- **SOURCE MATERIAL**
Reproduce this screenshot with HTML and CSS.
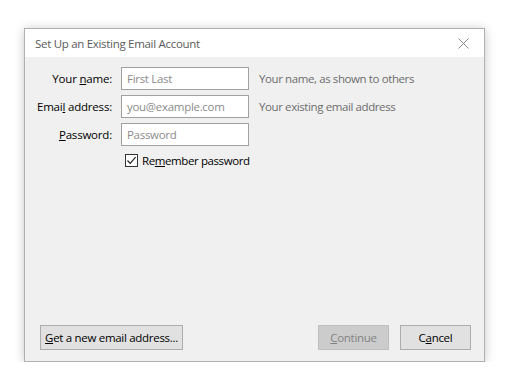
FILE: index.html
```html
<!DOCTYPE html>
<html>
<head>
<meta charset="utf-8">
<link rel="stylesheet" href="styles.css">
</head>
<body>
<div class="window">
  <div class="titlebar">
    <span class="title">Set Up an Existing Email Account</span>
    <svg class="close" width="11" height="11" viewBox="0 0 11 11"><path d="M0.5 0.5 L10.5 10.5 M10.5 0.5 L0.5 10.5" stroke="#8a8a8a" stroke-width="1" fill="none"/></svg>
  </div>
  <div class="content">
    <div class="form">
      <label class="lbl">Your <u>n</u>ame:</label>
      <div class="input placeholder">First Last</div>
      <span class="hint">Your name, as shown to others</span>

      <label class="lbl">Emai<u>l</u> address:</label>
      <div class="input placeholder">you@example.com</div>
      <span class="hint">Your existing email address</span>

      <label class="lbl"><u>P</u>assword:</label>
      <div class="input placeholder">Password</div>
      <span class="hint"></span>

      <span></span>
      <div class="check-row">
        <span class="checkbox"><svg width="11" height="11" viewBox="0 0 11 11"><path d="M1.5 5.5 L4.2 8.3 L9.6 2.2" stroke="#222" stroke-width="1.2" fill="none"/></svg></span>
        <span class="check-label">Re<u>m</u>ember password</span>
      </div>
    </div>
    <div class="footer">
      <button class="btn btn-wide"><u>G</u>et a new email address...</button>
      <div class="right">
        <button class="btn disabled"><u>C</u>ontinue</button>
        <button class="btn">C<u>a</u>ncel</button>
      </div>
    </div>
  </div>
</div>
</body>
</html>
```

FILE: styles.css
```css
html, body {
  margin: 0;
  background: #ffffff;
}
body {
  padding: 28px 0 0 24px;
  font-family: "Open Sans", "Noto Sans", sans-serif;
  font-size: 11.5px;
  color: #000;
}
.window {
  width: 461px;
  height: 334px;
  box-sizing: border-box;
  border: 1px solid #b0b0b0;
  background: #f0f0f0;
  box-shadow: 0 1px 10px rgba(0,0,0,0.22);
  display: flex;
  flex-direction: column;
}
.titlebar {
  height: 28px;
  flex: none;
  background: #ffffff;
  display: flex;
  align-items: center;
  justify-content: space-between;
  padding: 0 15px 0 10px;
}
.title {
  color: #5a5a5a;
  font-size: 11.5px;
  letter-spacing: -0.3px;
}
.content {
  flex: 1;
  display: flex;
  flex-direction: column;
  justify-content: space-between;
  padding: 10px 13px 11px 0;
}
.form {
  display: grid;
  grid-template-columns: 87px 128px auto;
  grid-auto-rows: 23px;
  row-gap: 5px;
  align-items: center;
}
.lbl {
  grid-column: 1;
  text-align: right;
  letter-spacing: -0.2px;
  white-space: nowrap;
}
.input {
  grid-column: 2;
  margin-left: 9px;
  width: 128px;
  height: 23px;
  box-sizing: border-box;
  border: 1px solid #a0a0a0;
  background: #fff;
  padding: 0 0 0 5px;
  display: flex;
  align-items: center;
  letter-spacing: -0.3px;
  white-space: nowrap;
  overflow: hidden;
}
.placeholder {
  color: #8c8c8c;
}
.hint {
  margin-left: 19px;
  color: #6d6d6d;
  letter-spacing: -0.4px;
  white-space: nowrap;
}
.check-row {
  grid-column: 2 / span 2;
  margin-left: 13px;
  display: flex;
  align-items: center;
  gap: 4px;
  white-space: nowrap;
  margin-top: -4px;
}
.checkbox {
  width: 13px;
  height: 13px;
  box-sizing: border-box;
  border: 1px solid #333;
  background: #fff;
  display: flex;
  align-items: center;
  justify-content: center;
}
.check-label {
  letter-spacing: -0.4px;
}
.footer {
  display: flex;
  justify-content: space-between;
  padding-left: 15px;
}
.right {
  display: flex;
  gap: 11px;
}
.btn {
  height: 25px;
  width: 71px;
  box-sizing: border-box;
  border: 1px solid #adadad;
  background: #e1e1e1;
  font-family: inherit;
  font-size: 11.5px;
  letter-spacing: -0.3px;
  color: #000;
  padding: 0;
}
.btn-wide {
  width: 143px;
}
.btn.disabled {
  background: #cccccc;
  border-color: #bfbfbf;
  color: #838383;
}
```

- **EXERCISE DESCRIPTION**
Extract every line of the data exactly; pictures stay out.

- **EXERCISE OUTPUT**
Reproduce this screenshot with HTML and CSS.
FILE: index.html
```html
<!DOCTYPE html>
<html>
<head>
<meta charset="utf-8">
<link rel="stylesheet" href="styles.css">
</head>
<body>
<div class="window">
  <div class="titlebar">
    <span class="title">Set Up an Existing Email Account</span>
    <svg class="close" width="11" height="11" viewBox="0 0 11 11"><path d="M0.5 0.5 L10.5 10.5 M10.5 0.5 L0.5 10.5" stroke="#8a8a8a" stroke-width="1" fill="none"/></svg>
  </div>
  <div class="content">
    <div class="form">
      <label class="lbl">Your <u>n</u>ame:</label>
      <div class="input placeholder">First Last</div>
      <span class="hint">Your name, as shown to others</span>

      <label class="lbl">Emai<u>l</u> address:</label>
      <div class="input placeholder">you@example.com</div>
      <span class="hint">Your existing email address</span>

      <label class="lbl"><u>P</u>assword:</label>
      <div class="input placeholder">Password</div>
      <span class="hint"></span>

      <span></span>
      <div class="check-row">
        <span class="checkbox"><svg width="11" height="11" viewBox="0 0 11 11"><path d="M1.5 5.5 L4.2 8.3 L9.6 2.2" stroke="#222" stroke-width="1.2" fill="none"/></svg></span>
        <span class="check-label">Re<u>m</u>ember password</span>
      </div>
    </div>
    <div class="footer">
      <button class="btn btn-wide"><u>G</u>et a new email address...</button>
      <div class="right">
        <button class="btn disabled"><u>C</u>ontinue</button>
        <button class="btn">C<u>a</u>ncel</button>
      </div>
    </div>
  </div>
</div>
</body>
</html>
```

FILE: styles.css
```css
html, body {
  margin: 0;
  background: #ffffff;
}
body {
  padding: 28px 0 0 24px;
  font-family: "Open Sans", "Noto Sans", sans-serif;
  font-size: 11.5px;
  color: #000;
}
.window {
  width: 461px;
  height: 334px;
  box-sizing: border-box;
  border: 1px solid #b0b0b0;
  background: #f0f0f0;
  box-shadow: 0 1px 10px rgba(0,0,0,0.22);
  display: flex;
  flex-direction: column;
}
.titlebar {
  height: 28px;
  flex: none;
  background: #ffffff;
  display: flex;
  align-items: center;
  justify-content: space-between;
  padding: 0 15px 0 10px;
}
.title {
  color: #5a5a5a;
  font-size: 11.5px;
  letter-spacing: -0.3px;
}
.content {
  flex: 1;
  display: flex;
  flex-direction: column;
  justify-content: space-between;
  padding: 10px 13px 11px 0;
}
.form {
  display: grid;
  grid-template-columns: 87px 128px auto;
  grid-auto-rows: 23px;
  row-gap: 5px;
  align-items: center;
}
.lbl {
  grid-column: 1;
  text-align: right;
  letter-spacing: -0.2px;
  white-space: nowrap;
}
.input {
  grid-column: 2;
  margin-left: 9px;
  width: 128px;
  height: 23px;
  box-sizing: border-box;
  border: 1px solid #a0a0a0;
  background: #fff;
  padding: 0 0 0 5px;
  display: flex;
  align-items: center;
  letter-spacing: -0.3px;
  white-space: nowrap;
  overflow: hidden;
}
.placeholder {
  color: #8c8c8c;
}
.hint {
  margin-left: 19px;
  color: #6d6d6d;
  letter-spacing: -0.4px;
  white-space: nowrap;
}
.check-row {
  grid-column: 2 / span 2;
  margin-left: 13px;
  display: flex;
  align-items: center;
  gap: 4px;
  white-space: nowrap;
  margin-top: -4px;
}
.checkbox {
  width: 13px;
  height: 13px;
  box-sizing: border-box;
  border: 1px solid #333;
  background: #fff;
  display: flex;
  align-items: center;
  justify-content: center;
}
.check-label {
  letter-spacing: -0.4px;
}
.footer {
  display: flex;
  justify-content: space-between;
  padding-left: 15px;
}
.right {
  display: flex;
  gap: 11px;
}
.btn {
  height: 25px;
  width: 71px;
  box-sizing: border-box;
  border: 1px solid #adadad;
  background: #e1e1e1;
  font-family: inherit;
  font-size: 11.5px;
  letter-spacing: -0.3px;
  color: #000;
  padding: 0;
}
.btn-wide {
  width: 143px;
}
.btn.disabled {
  background: #cccccc;
  border-color: #bfbfbf;
  color: #838383;
}
```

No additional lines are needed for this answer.